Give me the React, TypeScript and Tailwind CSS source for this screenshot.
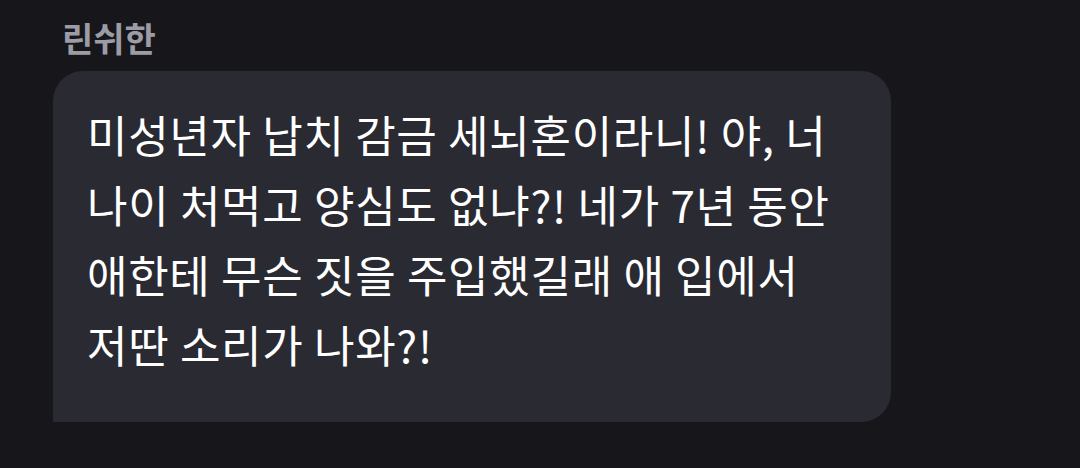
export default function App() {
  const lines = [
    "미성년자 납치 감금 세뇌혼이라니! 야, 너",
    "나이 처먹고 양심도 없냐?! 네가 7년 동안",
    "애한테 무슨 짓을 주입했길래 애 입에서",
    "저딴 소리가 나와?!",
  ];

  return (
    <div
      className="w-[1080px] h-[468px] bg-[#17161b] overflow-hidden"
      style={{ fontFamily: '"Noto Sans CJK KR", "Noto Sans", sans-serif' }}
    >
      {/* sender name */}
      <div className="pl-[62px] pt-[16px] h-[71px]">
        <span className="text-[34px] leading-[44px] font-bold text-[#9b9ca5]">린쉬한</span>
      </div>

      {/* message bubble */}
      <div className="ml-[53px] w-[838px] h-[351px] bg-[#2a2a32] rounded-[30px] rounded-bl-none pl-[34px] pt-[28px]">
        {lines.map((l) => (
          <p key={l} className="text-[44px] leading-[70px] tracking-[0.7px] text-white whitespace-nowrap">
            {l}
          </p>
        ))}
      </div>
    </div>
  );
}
--
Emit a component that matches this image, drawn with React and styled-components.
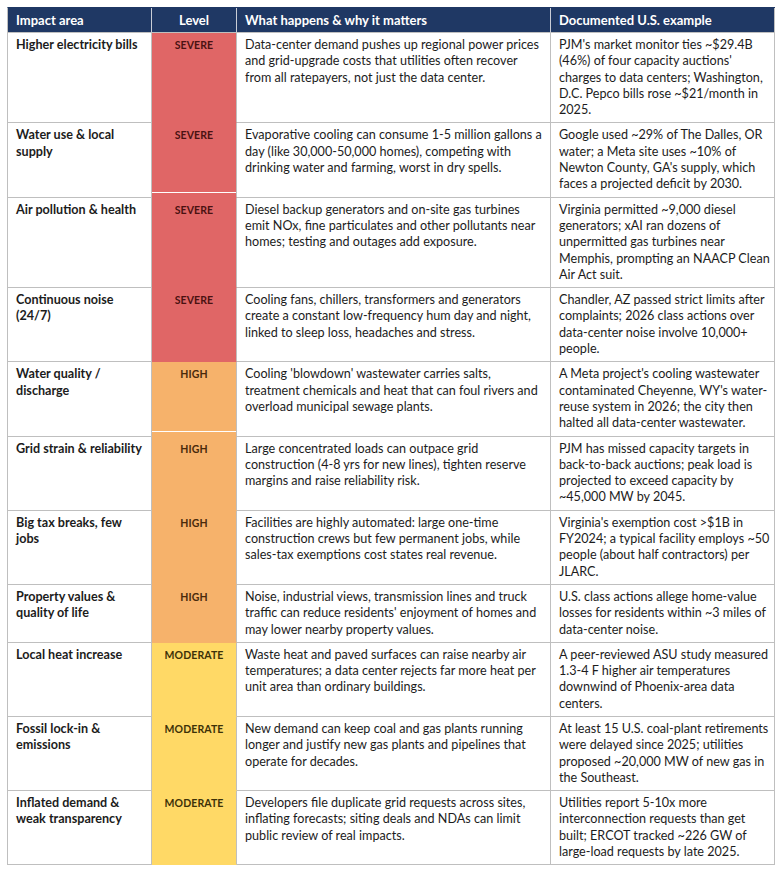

> _Stated problem_: Check every line of the data, and copy the ones that contain "this".

> _Answer_:
Give me the React, TypeScript and Tailwind CSS source for this screenshot.
Emit a component that matches this image, drawn with React and styled-components.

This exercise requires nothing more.